Omit all images. Transcribe the rest of the material below exactly.
─── COLLECTED MATERIAL
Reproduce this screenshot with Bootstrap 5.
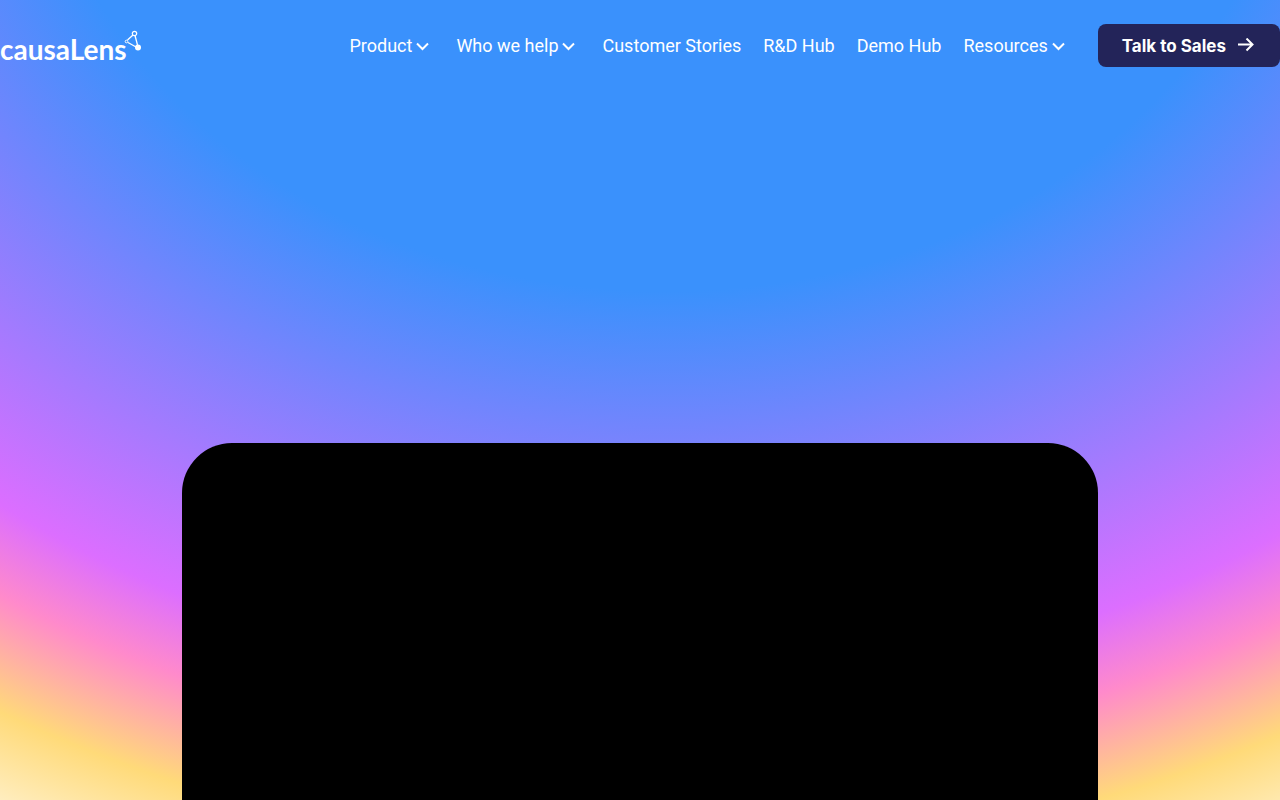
<!DOCTYPE html>
<html lang="en">
<head>
<meta charset="utf-8">
<meta name="viewport" content="width=device-width, initial-scale=1">
<title>causaLens</title>
<link href="https://cdn.jsdelivr.net/npm/bootstrap@5.3.0/dist/css/bootstrap.min.css" rel="stylesheet">
<style>
body { font-family: Inter, "Liberation Sans", sans-serif; }
.hero {
  background: radial-gradient(ellipse 120% 157% at 52% -28%, #3a91fc 41%, #dc6eff 72.4%, #ff8acb 78.3%, #ffda79 86.2%, #fff 98%);
}
.brand-link { padding-top: 6px; }
.brand-name { font: 700 28px/32px Lato, sans-serif; }
.brand-mark { margin: 0 0 16px -3px; }
.site-links { font: 400 18px/24px Roboto, sans-serif; gap: 22px; margin-right: 33px; }
.has-menu { margin-right: 5px; }
.has-menu svg { margin: 2px 0 0 4px; }
.btn-sales {
  --bs-btn-bg: #232459; --bs-btn-hover-bg: #31327a; --bs-btn-active-bg: #191a45;
  --bs-btn-color: #fff; --bs-btn-hover-color: #fff; --bs-btn-active-color: #fff;
  --bs-btn-border-width: 0; --bs-btn-border-radius: 8px;
  font: 700 17px/24px Inter, sans-serif;
  padding: 10px 24px; height: 43px; gap: 10px;
}
.video-frame { width: 916px; max-width: 92%; border-radius: 50px 50px 0 0; margin-top: 376px; }
</style>
</head>
<body>
<div class="hero min-vh-100 d-flex flex-column">
  <header class="navbar p-0 pt-4 flex-nowrap">
    <a href="#" class="brand-link d-flex align-items-center text-white text-decoration-none" aria-label="causaLens home">
      <span class="brand-name">causaLens</span>
      <svg class="brand-mark" width="18" height="21" viewBox="0 0 18 21" fill="none" stroke="#fff" aria-hidden="true">
        <path d="M9 5 3.500 10M4 12.500 12 17M11 5.500 13.500 15" stroke-width="1.300"/>
        <circle cx="10.500" cy="3.500" r="2.200" stroke-width="1.200"/><circle cx="2.500" cy="11.500" r="1.300"/>
        <circle cx="14" cy="17.500" r="3" fill="#fff" stroke="none"/>
      </svg>
    </a>
    <div class="d-flex align-items-center">
      <nav class="site-links d-flex align-items-center text-nowrap" aria-label="Main">
        <a href="#" class="has-menu d-flex align-items-center text-white text-decoration-none">Product<svg width="13" height="9" viewBox="0 0 13 9" fill="none" stroke="#fff" stroke-width="2" aria-hidden="true"><path d="m1 1.500 5.500 5.500L12 1.500"/></svg></a>
        <a href="#" class="has-menu d-flex align-items-center text-white text-decoration-none">Who we help<svg width="13" height="9" viewBox="0 0 13 9" fill="none" stroke="#fff" stroke-width="2" aria-hidden="true"><path d="m1 1.500 5.500 5.500L12 1.500"/></svg></a>
        <a href="#" class="text-white text-decoration-none">Customer Stories</a>
        <a href="#" class="text-white text-decoration-none">R&amp;D Hub</a>
        <a href="#" class="text-white text-decoration-none">Demo Hub</a>
        <a href="#" class="d-flex align-items-center text-white text-decoration-none has-menu me-0">Resources<svg width="13" height="9" viewBox="0 0 13 9" fill="none" stroke="#fff" stroke-width="2" aria-hidden="true"><path d="m1 1.500 5.500 5.500L12 1.500"/></svg></a>
      </nav>
      <button type="button" class="btn btn-sales d-flex align-items-center text-nowrap">Talk to Sales
        <svg width="20" height="16" viewBox="0 0 20 16" fill="none" stroke="#fff" stroke-width="2" aria-hidden="true"><path d="M2 6.500h14M10.500 .5l6 6-6 6"/></svg>
      </button>
    </div>
  </header>
  <main class="d-flex flex-column flex-grow-1">
    <section class="video-frame bg-black mx-auto flex-grow-1" aria-label="Product video"></section>
  </main>
</div>
<script src="https://cdn.jsdelivr.net/npm/bootstrap@5.3.0/dist/js/bootstrap.bundle.min.js"></script>
</body>
</html>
──────
### TASK RESPONSE
Reproduce this screenshot with Bootstrap 5.
<!DOCTYPE html>
<html lang="en">
<head>
<meta charset="utf-8">
<meta name="viewport" content="width=device-width, initial-scale=1">
<title>causaLens</title>
<link href="https://cdn.jsdelivr.net/npm/bootstrap@5.3.0/dist/css/bootstrap.min.css" rel="stylesheet">
<style>
body { font-family: Inter, "Liberation Sans", sans-serif; }
.hero {
  background: radial-gradient(ellipse 120% 157% at 52% -28%, #3a91fc 41%, #dc6eff 72.4%, #ff8acb 78.3%, #ffda79 86.2%, #fff 98%);
}
.brand-link { padding-top: 6px; }
.brand-name { font: 700 28px/32px Lato, sans-serif; }
.brand-mark { margin: 0 0 16px -3px; }
.site-links { font: 400 18px/24px Roboto, sans-serif; gap: 22px; margin-right: 33px; }
.has-menu { margin-right: 5px; }
.has-menu svg { margin: 2px 0 0 4px; }
.btn-sales {
  --bs-btn-bg: #232459; --bs-btn-hover-bg: #31327a; --bs-btn-active-bg: #191a45;
  --bs-btn-color: #fff; --bs-btn-hover-color: #fff; --bs-btn-active-color: #fff;
  --bs-btn-border-width: 0; --bs-btn-border-radius: 8px;
  font: 700 17px/24px Inter, sans-serif;
  padding: 10px 24px; height: 43px; gap: 10px;
}
.video-frame { width: 916px; max-width: 92%; border-radius: 50px 50px 0 0; margin-top: 376px; }
</style>
</head>
<body>
<div class="hero min-vh-100 d-flex flex-column">
  <header class="navbar p-0 pt-4 flex-nowrap">
    <a href="#" class="brand-link d-flex align-items-center text-white text-decoration-none" aria-label="causaLens home">
      <span class="brand-name">causaLens</span>
      <svg class="brand-mark" width="18" height="21" viewBox="0 0 18 21" fill="none" stroke="#fff" aria-hidden="true">
        <path d="M9 5 3.500 10M4 12.500 12 17M11 5.500 13.500 15" stroke-width="1.300"/>
        <circle cx="10.500" cy="3.500" r="2.200" stroke-width="1.200"/><circle cx="2.500" cy="11.500" r="1.300"/>
        <circle cx="14" cy="17.500" r="3" fill="#fff" stroke="none"/>
      </svg>
    </a>
    <div class="d-flex align-items-center">
      <nav class="site-links d-flex align-items-center text-nowrap" aria-label="Main">
        <a href="#" class="has-menu d-flex align-items-center text-white text-decoration-none">Product<svg width="13" height="9" viewBox="0 0 13 9" fill="none" stroke="#fff" stroke-width="2" aria-hidden="true"><path d="m1 1.500 5.500 5.500L12 1.500"/></svg></a>
        <a href="#" class="has-menu d-flex align-items-center text-white text-decoration-none">Who we help<svg width="13" height="9" viewBox="0 0 13 9" fill="none" stroke="#fff" stroke-width="2" aria-hidden="true"><path d="m1 1.500 5.500 5.500L12 1.500"/></svg></a>
        <a href="#" class="text-white text-decoration-none">Customer Stories</a>
        <a href="#" class="text-white text-decoration-none">R&amp;D Hub</a>
        <a href="#" class="text-white text-decoration-none">Demo Hub</a>
        <a href="#" class="d-flex align-items-center text-white text-decoration-none has-menu me-0">Resources<svg width="13" height="9" viewBox="0 0 13 9" fill="none" stroke="#fff" stroke-width="2" aria-hidden="true"><path d="m1 1.500 5.500 5.500L12 1.500"/></svg></a>
      </nav>
      <button type="button" class="btn btn-sales d-flex align-items-center text-nowrap">Talk to Sales
        <svg width="20" height="16" viewBox="0 0 20 16" fill="none" stroke="#fff" stroke-width="2" aria-hidden="true"><path d="M2 6.500h14M10.500 .5l6 6-6 6"/></svg>
      </button>
    </div>
  </header>
  <main class="d-flex flex-column flex-grow-1">
    <section class="video-frame bg-black mx-auto flex-grow-1" aria-label="Product video"></section>
  </main>
</div>
<script src="https://cdn.jsdelivr.net/npm/bootstrap@5.3.0/dist/js/bootstrap.bundle.min.js"></script>
</body>
</html>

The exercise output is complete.